Description
What's the problem?
When using 'WaitUnitlReady' to wait for the gocbcore agent to connect to the cluster we are seeing an 'unambiguous timeout' error when in reality the server disconnected us because we were using the (unmerged in CC) 'backfill_order' control flag.
What do we expect to see?
When we get disconnected from the server, the error should be bubbled up to cbbackupmgr so that it can be handled correctly and returned to the user. I imagine that this isn't the only case in which a timeout will be masking an error that has occurred behind the scenes.
Steps to reproduce
Patrick Varley has commented a concise set of steps needed to reproduce this issue with cbbackupmgr in MB-39653 but to briefly recap:
1) Install CC build 2208 onto a CentOS 7 vagrant
2) Configure a one node cluster with only the data service
3) Create a bucket
4) Load some data in the bucket using cbworkloadgen
5) Run a backup
If we look in the memcached logs we will see:
2020-05-29T18:17:45.505412+00:00 INFO 44: DCP connection opened successfully. PRODUCER, INCLUDE_XATTRS [ [::1]:57896 - [::1]:11210 (<ud>Administrator</ud>) ]
|
2020-05-29T18:17:45.505588+00:00 WARNING 44: (default) DCP (Producer) eq_dcpq:cbbackupmgr_2020-05-29T18:17:20Z_19653_0 - Invalid ctrl parameter 'sequential' for backfill_order
|
2020-05-29T18:17:45.505734+00:00 INFO 44: (No Engine) DCP (Producer) eq_dcpq:cbbackupmgr_2020-05-29T18:17:20Z_19653_0 - Removing connection [ [::1]:57896 - [::1]:11210 (<ud>Administrator</ud>) ]
|
However cbbackupmgr will display:
/opt/couchbase/bin/cbbackupmgr backup -u Administrator -p password -c localhost -a backup -r MB-39653
|
Backing up to '2020-05-29T18_17_20.039976728Z'
|
Copying at 0B/s (about 0s remaining) - Transferring key value data for 'default' 0 items / 0B
|
[===============================================================================================================================================================================================================================================================================] 100.00%
|
Error backing up cluster: operation has timed out
|
Backed up bucket "default" failed
|
Mutations backed up: 0, Mutations failed to backup: 0
|
Deletions backed up: 0, Deletions failed to backup: 0
|
Skipped due to purge number or conflict resolution: Mutations: 0 Deletions: 0
|
I have since recalled a conversation with Charles Dixon when he said that "The 1 thing that you guys might care about is we don’t return an error on connect anymore.

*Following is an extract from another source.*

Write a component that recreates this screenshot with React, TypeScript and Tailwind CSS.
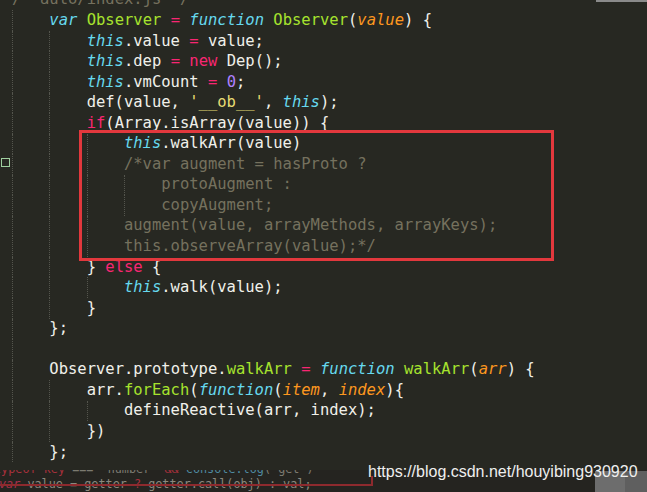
type Tok = [string, string?];

const KW = "italic text-[#66d9ef]";
const PK = "text-[#f92672]";
const GR = "text-[#a6e22e]";
const OR = "italic text-[#fd971f]";
const PU = "text-[#ae81ff]";
const YE = "text-[#e6db74]";
const CM = "text-[#75715e]";

const lines: { indent: number; toks: Tok[] }[] = [
  { indent: 0, toks: [["/* auto/index.js */", CM]] },
  {
    indent: 4,
    toks: [
      ["var", KW],
      [" "],
      ["Observer", GR],
      [" "],
      ["=", PK],
      [" "],
      ["function", KW],
      [" "],
      ["Observer", GR],
      ["("],
      ["value", OR],
      [") {"],
    ],
  },
  { indent: 8, toks: [["this", KW], [".value "], ["=", PK], [" value;"]] },
  { indent: 8, toks: [["this", KW], [".dep "], ["=", PK], [" "], ["new", PK], [" Dep();"]] },
  { indent: 8, toks: [["this", KW], [".vmCount "], ["=", PK], [" "], ["0", PU], [";"]] },
  { indent: 8, toks: [["def(value, "], ["'__ob__'", YE], [", "], ["this", KW], [");"]] },
  { indent: 8, toks: [["if", PK], ["(Array.isArray(value)) {"]] },
  { indent: 12, toks: [["this", KW], [".walkArr(value)"]] },
  { indent: 12, toks: [["/*var augment = hasProto ?", CM]] },
  { indent: 16, toks: [["protoAugment :", CM]] },
  { indent: 16, toks: [["copyAugment;", CM]] },
  { indent: 12, toks: [["augment(value, arrayMethods, arrayKeys);", CM]] },
  { indent: 12, toks: [["this.observeArray(value);*/", CM]] },
  { indent: 8, toks: [["} "], ["else", PK], [" {"]] },
  { indent: 12, toks: [["this", KW], [".walk(value);"]] },
  { indent: 8, toks: [["}"]] },
  { indent: 4, toks: [["};"]] },
  { indent: 4, toks: [] },
  {
    indent: 4,
    toks: [
      ["Observer.prototype."],
      ["walkArr", GR],
      [" "],
      ["=", PK],
      [" "],
      ["function", KW],
      [" "],
      ["walkArr", GR],
      ["("],
      ["arr", OR],
      [") {"],
    ],
  },
  {
    indent: 8,
    toks: [
      ["arr."],
      ["forEach", GR],
      ["("],
      ["function", KW],
      ["("],
      ["item", OR],
      [", "],
      ["index", OR],
      ["){"],
    ],
  },
  { indent: 12, toks: [["defineReactive(arr, index);"]] },
  { indent: 8, toks: [["})"]] },
  { indent: 4, toks: [["};"]] },
];

const CodeLine = ({ indent, toks }: { indent: number; toks: Tok[] }) => {
  const guides = Array.from({ length: Math.floor(indent / 4) });
  return (
    <div className="flex h-[20.55px] items-stretch whitespace-pre">
      {guides.map((_, i) => (
        <span key={i} className="w-[4ch] shrink-0 border-l border-dotted border-[#54554d]" />
      ))}
      <span className="self-center">
        {toks.map(([t, c], i) => (
          <span key={i} className={c ?? "text-[#f0f0ea]"}>
            {t}
          </span>
        ))}
      </span>
    </div>
  );
};

export default function App() {
  return (
    <div className="relative flex h-[492px] w-[647px] flex-col overflow-hidden bg-[#272822]">
      {/* editor */}
      <div className="h-[477px] overflow-hidden pl-[12px] font-['DejaVu_Sans_Mono',monospace] text-[15.5px]">
        <div className="mt-[-10.2px] flex flex-col">
          {lines.map((l, i) => (
            <CodeLine key={i} indent={l.indent} toks={l.toks} />
          ))}
        </div>
      </div>

      {/* lower pane */}
      <div className="flex flex-1 bg-[#252420]">
        <div className="flex-1 overflow-hidden pl-[1px] font-['DejaVu_Sans_Mono',monospace] text-[11.8px] leading-[15px] whitespace-pre">
          <div className="mt-[-8px] ml-[-7px]">
            <span className="text-[#a8303c]">typeof key</span>
            <span className="text-[#7c7a70]"> === 'number' </span>
            <span className="text-[#a8303c]">&amp;&amp;</span>
            <span className="text-[#4f8aa0]"> console.log</span>
            <span className="text-[#7c7a70]">('get')</span>
          </div>
          <div className="ml-[-2px]">
            <span className="italic text-[#a8304c]">var</span>
            <span className="text-[#8a887e]"> value = getter </span>
            <span className="text-[#a8303c]">?</span>
            <span className="text-[#8a887e]"> getter.call(obj) : val;</span>
          </div>
        </div>
        <div className="mt-[1px] w-[30px] bg-[#6d6d6d]" />
        <div className="mt-[1px] w-[22px] bg-[#5f5f5f]" />
      </div>

      {/* annotation boxes */}
      <div className="absolute left-[79px] top-[130px] h-[131px] w-[475px] border-[3px] border-[#e2383d]" />
      <div className="absolute left-0 top-[476px] h-[10px] w-[373px] border-b-2 border-r-2 border-[#8e2a2e]" />

      {/* gutter marker */}
      <div className="absolute left-[1px] top-[158px] h-[9px] w-[9px] border-[1.5px] border-[#9fcf9f]" />

      {/* top edge bits */}
      <div className="absolute right-0 top-0 h-[2px] w-[51px] bg-[#8a8a8a]" />

      {/* watermark */}
      <div className="absolute left-[368px] top-[462px] font-['Liberation_Sans',Arial,sans-serif] text-[16px] leading-[20px] text-[#efefef]">
        https://blog.csdn.net/houyibing930920
      </div>
    </div>
  );
}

We’ll keep trying to connect under the hood until the agent is closed.". So I imagine that the "issue" I've described above is actually the expected behavior. However I don't think this is the correct way to handle connecting to the node because there are always going to some errors which should be bubbled up to the user because having a blanket error returned due to a timeout is not particularly helpful to users. I might be wrong though because the 'WaitUntilReady' callback does accept and error.